10. Give Cleveland Schools Collective Bargaining Relief. Cleveland has one of the most restrictive collective bargaining agreements in the country. In order to move toward more charter-like, autonomous schools, Cleveland needs to work toward human-resource reform and collective bargaining reforms that free individual schools from many of the rules and regulations governing employee management. School districts have negotiated for more autonomy in union contracts to minimize work rules that interfere with school-level autonomy. These contract stipulations often waive union rules that detail the length of the school year, instructional minutes and acceptable teacher duties. Some student-based budgeting and school empowerment programs have negotiated new contracts or use “flat” contracts of 10 or less pages that allow autonomy for the details of a teacher’s job description to be decided at the school level, as long as both the principal and the teacher agree to the working conditions.
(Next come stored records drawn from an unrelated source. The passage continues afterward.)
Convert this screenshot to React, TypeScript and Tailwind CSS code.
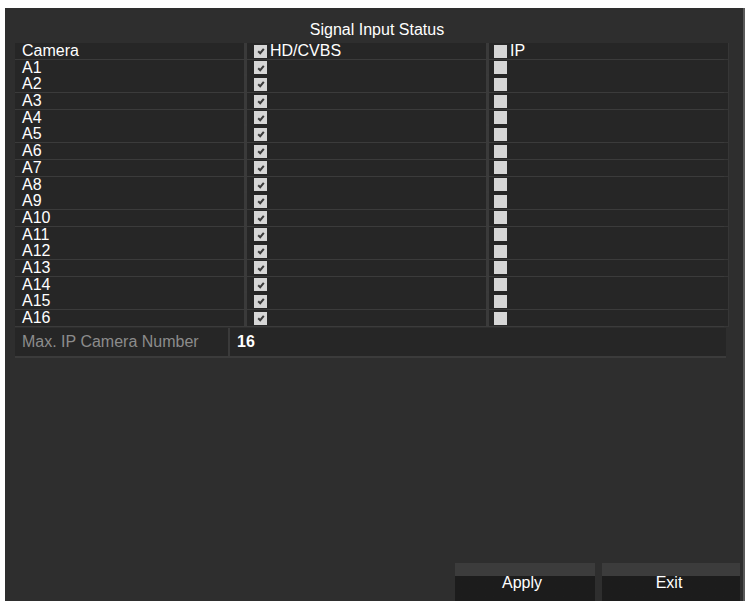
import React from "react";

const cameras = Array.from({ length: 16 }, (_, i) => `A${i + 1}`);

function CheckBox({ checked }: { checked: boolean }) {
  return (
    <span className="flex h-[13px] w-[13px] shrink-0 items-center justify-center bg-[#d6d6d6]">
      {checked && (
        <svg width="10" height="10" viewBox="0 0 10 10">
          <path d="M2.2 5.2 L4.2 7.2 L7.8 2.8" fill="none" stroke="#3a3a3a" strokeWidth="2" />
        </svg>
      )}
    </span>
  );
}

function Row({ label, head }: { label: string; head?: boolean }) {
  return (
    <div className="grid h-[16.7px] grid-cols-[229px_239px_239px] gap-x-[3px] border-b-2 border-[#3b3b3b]">
      <div className="flex items-center bg-[#262626] pl-[7px] text-[16px] leading-none text-white">{label}</div>
      <div className="flex items-center gap-[3px] bg-[#262626] pl-[7px] text-[16px] leading-none text-white">
        <CheckBox checked />
        {head && <span>HD/CVBS</span>}
      </div>
      <div className="flex items-center gap-[3px] bg-[#262626] pl-[5px] text-[16px] leading-none text-white">
        <CheckBox checked={false} />
        {head && <span>IP</span>}
      </div>
    </div>
  );
}

export default function App() {
  return (
    <div className="h-[601px] w-[748px] overflow-hidden bg-white pl-[5px] pt-[8px]" style={{ fontFamily: '"Liberation Sans", Arial, sans-serif' }}>
      <div className="flex h-[593px] w-[740px] flex-col border-r-2 border-[#5a5a5a] bg-[#2e2e2e]">
        <div className="flex h-[35px] items-end justify-center pb-[5px] pl-[6px] text-[16px] leading-none text-white">Signal Input Status</div>
        <div className="ml-[10px] w-[714px] border-r-[5px] border-[#363636] bg-[#3a3a3a]">
          <Row label="Camera" head />
          {cameras.map((c) => (
            <Row key={c} label={c} />
          ))}
        </div>
        <div className="ml-[10px] mt-[1px] grid h-[30px] w-[711px] grid-cols-[213px_1fr] gap-x-[2px] border-b-2 border-[#3b3b3b] bg-[#3a3a3a]">
          <div className="flex items-center bg-[#262626] pl-[7px] text-[16px] text-[#8c8c8c]">Max. IP Camera Number</div>
          <div className="flex items-center bg-[#262626] pl-[7px] text-[16px] font-bold text-white">16</div>
        </div>
        <div className="flex-1" />
        <div className="flex justify-end gap-[7px] pr-[3px]">
          <button className="h-[38px] w-[140px] bg-gradient-to-b from-[#3c3c3c] from-35% to-[#1c1c1c] to-35% pt-[2px] pr-[6px] text-[16px] text-white">Apply</button>
          <button className="h-[38px] w-[138px] bg-gradient-to-b from-[#3c3c3c] from-35% to-[#1c1c1c] to-35% pt-[2px] pr-[4px] text-[16px] text-white">Exit</button>
        </div>
      </div>
    </div>
  );
}
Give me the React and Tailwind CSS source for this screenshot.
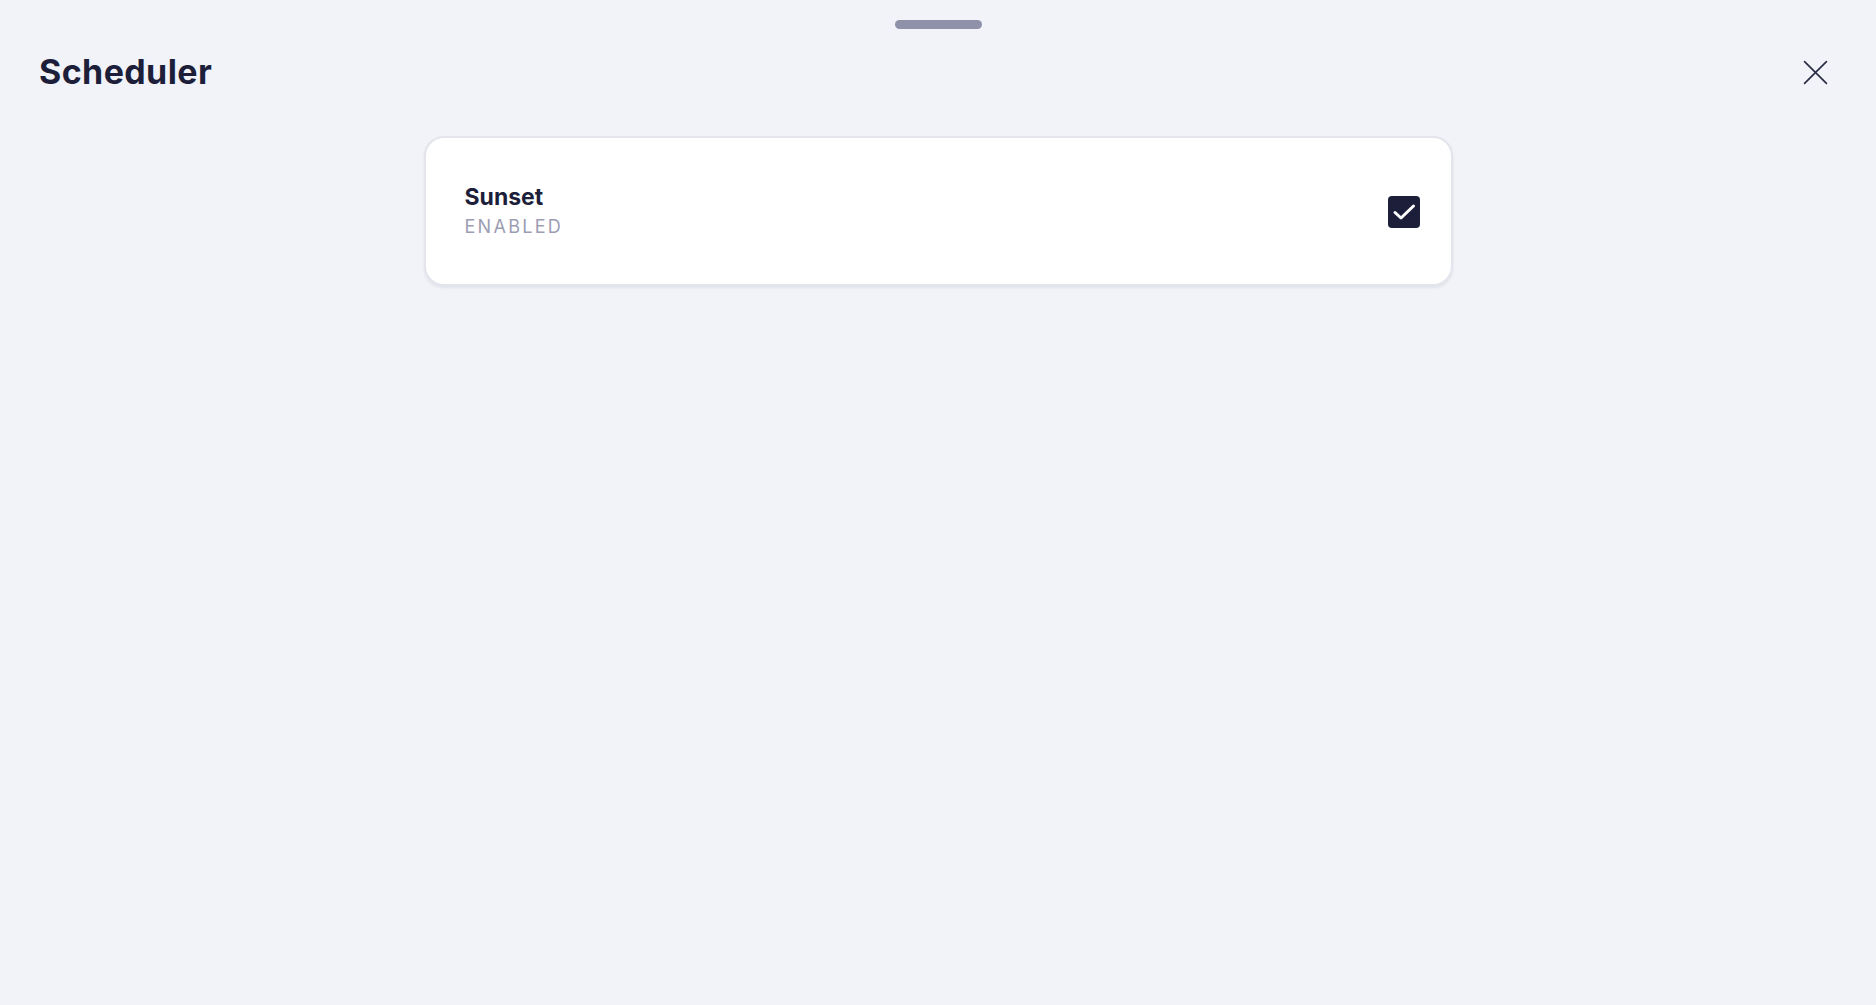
import React from 'react';

const App = () => {
  return (
    <div className="min-h-screen w-full bg-[#f2f3f8] font-['Inter',sans-serif] text-[#1d1f3a]">
      {/* Drag handle */}
      <div className="flex justify-center pt-[20px]">
        <div className="h-[9px] w-[87px] rounded-full bg-[#8f91a9]" />
      </div>

      {/* Header */}
      <div className="flex items-center justify-between pl-[39px] pr-[48px] pt-[22px]">
        <h1 className="text-[34px] font-bold leading-[42px] tracking-[0.4px]">Scheduler</h1>
        <button aria-label="Close" className="flex h-[26px] w-[26px] items-center justify-center text-[#2a2c45]">
          <svg width="25" height="25" viewBox="0 0 24 24" fill="none" stroke="currentColor" strokeWidth="1.6" strokeLinecap="round">
            <path d="M1.5 1.5L22.5 22.5M22.5 1.5L1.5 22.5" />
          </svg>
        </button>
      </div>

      {/* Schedule list */}
      <div className="flex justify-center pt-[43px]">
        <div className="flex h-[150px] w-[1029px] items-center justify-between rounded-[20px] border-2 border-[#e4e4ec] bg-white pl-[39px] pr-[31px] shadow-[0_2px_3px_rgba(30,32,60,0.08)]">
          <div className="flex flex-col">
            <span className="text-[23px] font-bold leading-[28px]">Sunset</span>
            <span className="mt-[3px] text-[18px] leading-[26px] tracking-[2.3px] text-[#9c9db3]">ENABLED</span>
          </div>
          <div className="mt-[2px] flex h-[32px] w-[32px] items-center justify-center rounded-[4px] bg-[#1d1f3a]">
            <svg width="26" height="26" viewBox="0 0 26 26" fill="none" stroke="white" strokeWidth="3" strokeLinecap="round" strokeLinejoin="round">
              <path d="M4 13.5L10 19L22.5 7" />
            </svg>
          </div>
        </div>
      </div>
    </div>
  );
};

export default App;
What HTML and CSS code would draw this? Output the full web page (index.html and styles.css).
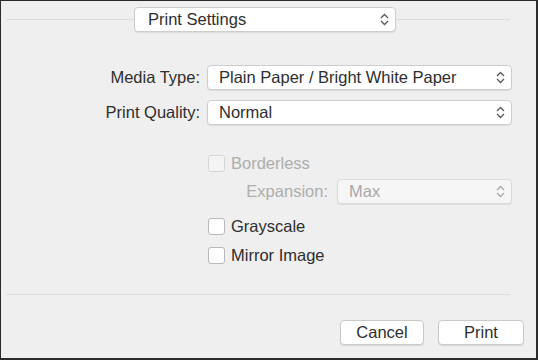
FILE: index.html
```html
<!DOCTYPE html>
<html lang="en">
<head>
    <meta charset="UTF-8">
    <meta name="viewport" content="width=device-width, initial-scale=1.0">
    <title>Print</title>
    <link rel="stylesheet" href="styles.css">
</head>
<body>
    <div class="window">
        <div class="header">
            <span class="rule rule-left"></span>
            <div class="popup popup-header">
                <span>Print Settings</span>
                <svg class="chevron" width="9" height="13" viewBox="0 0 9 13"><path d="M1 5L4.5 1.5L8 5M1 8L4.5 11.5L8 8"/></svg>
            </div>
            <span class="rule"></span>
        </div>

        <div class="fields">
            <label class="field-label">Media Type:</label>
            <div class="popup">
                <span>Plain Paper / Bright White Paper</span>
                <svg class="chevron" width="9" height="13" viewBox="0 0 9 13"><path d="M1 5L4.5 1.5L8 5M1 8L4.5 11.5L8 8"/></svg>
            </div>
            <label class="field-label">Print Quality:</label>
            <div class="popup">
                <span>Normal</span>
                <svg class="chevron" width="9" height="13" viewBox="0 0 9 13"><path d="M1 5L4.5 1.5L8 5M1 8L4.5 11.5L8 8"/></svg>
            </div>
        </div>

        <div class="options">
            <div class="check-row disabled">
                <span class="box"></span>
                <span>Borderless</span>
            </div>
            <div class="expansion disabled">
                <span class="field-label">Expansion:</span>
                <div class="popup popup-small">
                    <span>Max</span>
                    <svg class="chevron" width="9" height="13" viewBox="0 0 9 13"><path d="M1 5L4.5 1.5L8 5M1 8L4.5 11.5L8 8"/></svg>
                </div>
            </div>
            <div class="check-row row-gray">
                <span class="box"></span>
                <span>Grayscale</span>
            </div>
            <div class="check-row row-mirror">
                <span class="box"></span>
                <span>Mirror Image</span>
            </div>
        </div>

        <div class="rule rule-bottom"></div>

        <div class="buttons">
            <button class="btn btn-cancel">Cancel</button>
            <button class="btn btn-print">Print</button>
        </div>
    </div>
</body>
</html>
```

FILE: styles.css
```css
/* Mac print dialog, details pane */
body {
    margin: 0;
    font-family: 'Liberation Sans', Arial, sans-serif;
    font-size: 16.5px;
    color: #2e2e2e;
}
.window {
    box-sizing: border-box;
    width: 538px;
    height: 360px;
    background-color: #efefef;
    border-style: solid;
    border-color: #2b2b2b;
    border-width: 1px 2px 2px 1px;
    display: flex;
    flex-direction: column;
}
.rule {
    flex: 1;
    height: 1px;
    background-color: #dcdcdc;
}
.header {
    display: flex;
    align-items: center;
    margin: 6px 26px 0 5px;
}
.rule-left {
    flex: 0 0 128px;
}
.popup {
    box-sizing: border-box;
    height: 25px;
    display: flex;
    align-items: center;
    justify-content: space-between;
    padding: 0 6px 0 11px;
    background-color: #fff;
    border: 1px solid #cdcdcd;
    border-radius: 4px;
    box-shadow: 0 1px 1px rgba(0, 0, 0, 0.08);
}
.popup-header {
    width: 262px;
    padding-left: 13px;
}
.chevron path {
    fill: none;
    stroke: #5a5a5a;
    stroke-width: 1.3;
}
.fields {
    display: grid;
    grid-template-columns: 199px 305px;
    column-gap: 7px;
    row-gap: 10px;
    align-items: center;
    margin-top: 33px;
}
.field-label {
    text-align: right;
}
.options {
    display: flex;
    flex-direction: column;
    width: 304px;
    padding-left: 207px;
    margin-top: 28px;
}
.check-row {
    height: 20px;
    display: flex;
    align-items: center;
    gap: 6px;
}
.box {
    box-sizing: border-box;
    width: 17px;
    height: 17px;
    background-color: #fff;
    border: 1px solid #b8b8b8;
    border-radius: 3px;
}
.disabled {
    color: #adadad;
}
.disabled .box {
    background-color: #f4f4f4;
    border-color: #d6d6d6;
}
.disabled .popup {
    background-color: #f6f6f6;
    border-color: #dadada;
    color: #a8a8a8;
}
.disabled .chevron path {
    stroke: #a8a8a8;
}
.expansion {
    display: flex;
    align-items: center;
    justify-content: flex-end;
    gap: 9px;
    margin-top: 6px;
}
.popup-small {
    width: 175px;
}
.row-gray {
    margin-top: 12px;
}
.row-mirror {
    margin-top: 9px;
}
.rule-bottom {
    flex: 0 0 1px;
    margin: 29px 26px 0 5px;
}
.buttons {
    display: flex;
    justify-content: flex-end;
    gap: 14px;
    margin-top: 25px;
    padding-right: 12px;
}
.btn {
    box-sizing: border-box;
    height: 25px;
    padding: 0;
    font-family: inherit;
    font-size: 16.5px;
    color: #2e2e2e;
    background-color: #fff;
    border: 1px solid #c9c9c9;
    border-radius: 4px;
    box-shadow: 0 1px 1px rgba(0, 0, 0, 0.1);
}
.btn-cancel {
    width: 84px;
}
.btn-print {
    width: 86px;
}
```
These flat contracts still offer teachers the district salary schedule, tenure and due process protection. However, these contracts free principals to negotiate individual work rules with their own staff. In order to fix schools in Cleveland individual principals need autonomy over school-level decisions such as determining the number of instructional minutes, staffing decisions about whom to hire rather than receiving district-assigned teachers, and decisions about how best to organize the school day.